The Byzantine emperor gathered his forces near Constantinople and set out to meet the Pecheneg army as soon as possible. Meanwhile, the Pechenegs had crossed the Haemus Mountains (Balkan Mountains) and encamped near the city of Beroia in Thrace. The emperor at first offered the Pecheneg chiefs presents, offering to grant them a treaty that was favourable to their interests. The Pechenegs were successfully duped by this deception and were therefore taken by surprise when the Byzantines suddenly launched a major attack on their defensive wagon fort, or laager. The Pechenegs fought as waves of horse archers, firing arrows continuously. They relied on their laager as a rallying point, depot for arrow resupply, and a point of last defence.
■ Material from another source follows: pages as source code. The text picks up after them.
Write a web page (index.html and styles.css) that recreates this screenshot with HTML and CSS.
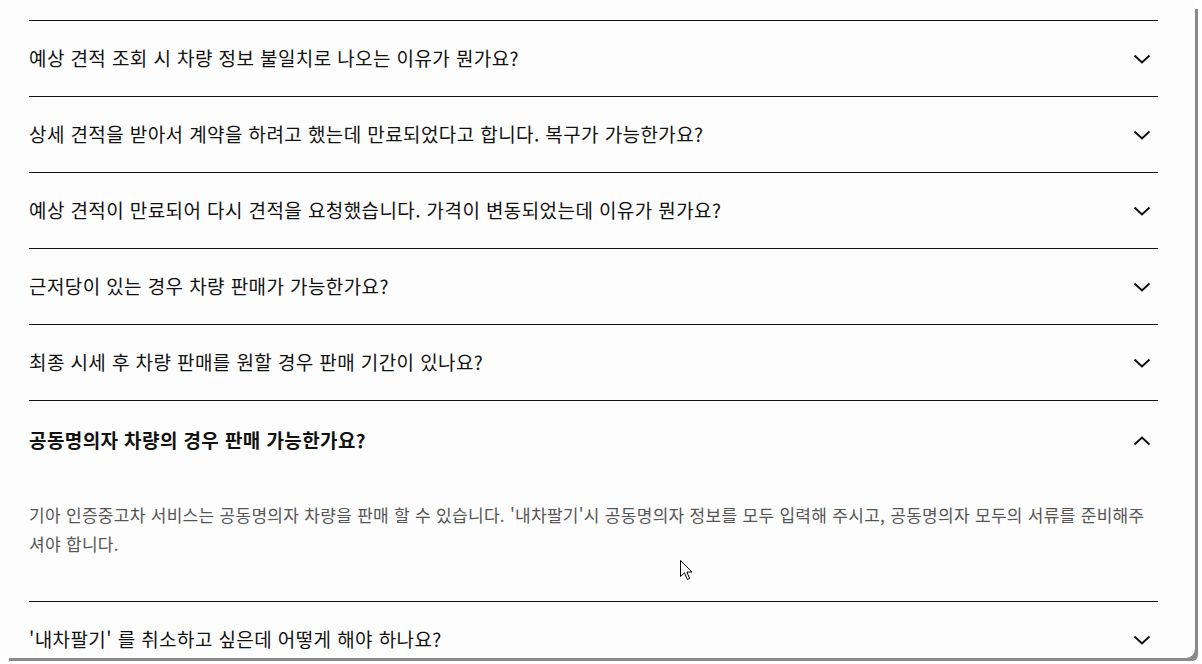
FILE: index.html
```html
<!DOCTYPE html>
<html lang="ko">
<head>
<meta charset="utf-8">
<link rel="stylesheet" href="styles.css">
</head>
<body>
<div class="panel">
  <ul class="faq">
    <li class="item">
      <div class="q"><span>예상 견적 조회 시 차량 정보 불일치로 나오는 이유가 뭔가요?</span>
        <svg class="chev" viewBox="0 0 18 10"><path d="M1.5 1.5 L9 8.5 L16.5 1.5"/></svg></div>
    </li>
    <li class="item">
      <div class="q"><span>상세 견적을 받아서 계약을 하려고 했는데 만료되었다고 합니다. 복구가 가능한가요?</span>
        <svg class="chev" viewBox="0 0 18 10"><path d="M1.5 1.5 L9 8.5 L16.5 1.5"/></svg></div>
    </li>
    <li class="item">
      <div class="q"><span>예상 견적이 만료되어 다시 견적을 요청했습니다. 가격이 변동되었는데 이유가 뭔가요?</span>
        <svg class="chev" viewBox="0 0 18 10"><path d="M1.5 1.5 L9 8.5 L16.5 1.5"/></svg></div>
    </li>
    <li class="item">
      <div class="q"><span>근저당이 있는 경우 차량 판매가 가능한가요?</span>
        <svg class="chev" viewBox="0 0 18 10"><path d="M1.5 1.5 L9 8.5 L16.5 1.5"/></svg></div>
    </li>
    <li class="item">
      <div class="q"><span>최종 시세 후 차량 판매를 원할 경우 판매 기간이 있나요?</span>
        <svg class="chev" viewBox="0 0 18 10"><path d="M1.5 1.5 L9 8.5 L16.5 1.5"/></svg></div>
    </li>
    <li class="item open">
      <div class="q"><span>공동명의자 차량의 경우 판매 가능한가요?</span>
        <svg class="chev" viewBox="0 0 18 10"><path d="M1.5 8.5 L9 1.5 L16.5 8.5"/></svg></div>
      <p class="a">기아 인증중고차 서비스는 공동명의자 차량을 판매 할 수 있습니다. '내차팔기'시 공동명의자 정보를 모두 입력해 주시고, 공동명의자 모두의 서류를 준비해주셔야 합니다.</p>
    </li>
    <li class="item">
      <div class="q"><span>'내차팔기' 를 취소하고 싶은데 어떻게 해야 하나요?</span>
        <svg class="chev" viewBox="0 0 18 10"><path d="M1.5 1.5 L9 8.5 L16.5 1.5"/></svg></div>
    </li>
  </ul>
  <svg class="cursor" viewBox="0 0 13 21" width="13" height="21"><path d="M0.5 0.5 L0.5 16.5 L4.5 12.8 L7.3 19.5 L9.6 18.5 L6.9 12 L12 12 Z" fill="#fff" stroke="#000" stroke-width="1"/></svg>
</div>
</body>
</html>
```
FILE: styles.css
```css
html, body {
  margin: 0;
  padding: 0;
  background: #ffffff;
}
body {
  width: 1202px;
  height: 664px;
  overflow: hidden;
  font-family: "Noto Sans CJK KR", "Noto Sans", sans-serif;
}
.panel {
  position: relative;
  width: 1195px;
  height: 658px;
  background: #fdfdfd;
  border-radius: 0 0 9px 0;
  box-shadow: 6px 6px 0 -3px #8a8a8a;
  overflow: hidden;
  box-sizing: border-box;
  padding: 20px 0 0 29px;
}
.faq {
  list-style: none;
  margin: 0;
  padding: 0;
  width: 1129px;
}
.item {
  border-top: 1px solid #111;
}
.q {
  height: 75px;
  display: flex;
  align-items: center;
  justify-content: space-between;
  font-size: 19px;
  letter-spacing: 0.4px;
  color: #111;
}
.q span {
  margin-top: -2px;
}
.open .q {
  font-weight: 700;
  height: 79px;
}
.chev {
  width: 18px;
  height: 10px;
  margin-right: 7px;
  fill: none;
  stroke: #111;
  stroke-width: 2;
}
.a {
  margin: 0;
  padding: 20px 0 43px;
  font-size: 17px;
  letter-spacing: 0.3px;
  line-height: 29px;
  color: #555;
}
.cursor {
  position: absolute;
  left: 680px;
  top: 560px;
}
```
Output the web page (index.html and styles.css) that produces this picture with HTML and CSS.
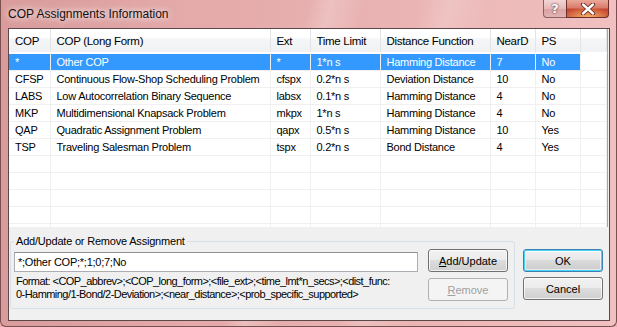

The battle was hard fought, and John was wounded in the leg by an arrow. However, the Byzantines forced the Pechenegs back and penned them in their laager. This defence proved effective, and it was not until John led the Varangian Guard, the elite heavy infantry force of the Byzantine emperors, against the wagons that their protection was breached. The Varangians, armed with their distinctive Danish axes, hacked their way through the Pecheneg wagon fort, collapsing the Pecheneg position and causing a general rout in their camp. The Byzantine victory was complete, and the Pecheneg survivors were taken captive and enlisted into the Byzantine army.

==Aftermath==
The Byzantine victory effectively destroyed the Pechenegs as an independent force. For some time, significant communities of Pechenegs remained in Hungary, but eventually the Pechenegs ceased to be a distinct people and were assimilated by neighbouring peoples such as the Bulgarians and Magyars. For the Byzantines, the victory did not immediately lead to peace since the Hungarians attacked Braničevo, the Byzantine outpost on the Danube, in 1128. Yet, the victory over the Pechenegs, and later the Hungarians, ensured that much of the Balkan peninsula would remain Byzantine, allowing John to concentrate on extending Byzantine power and influence in Asia Minor and the Holy Land.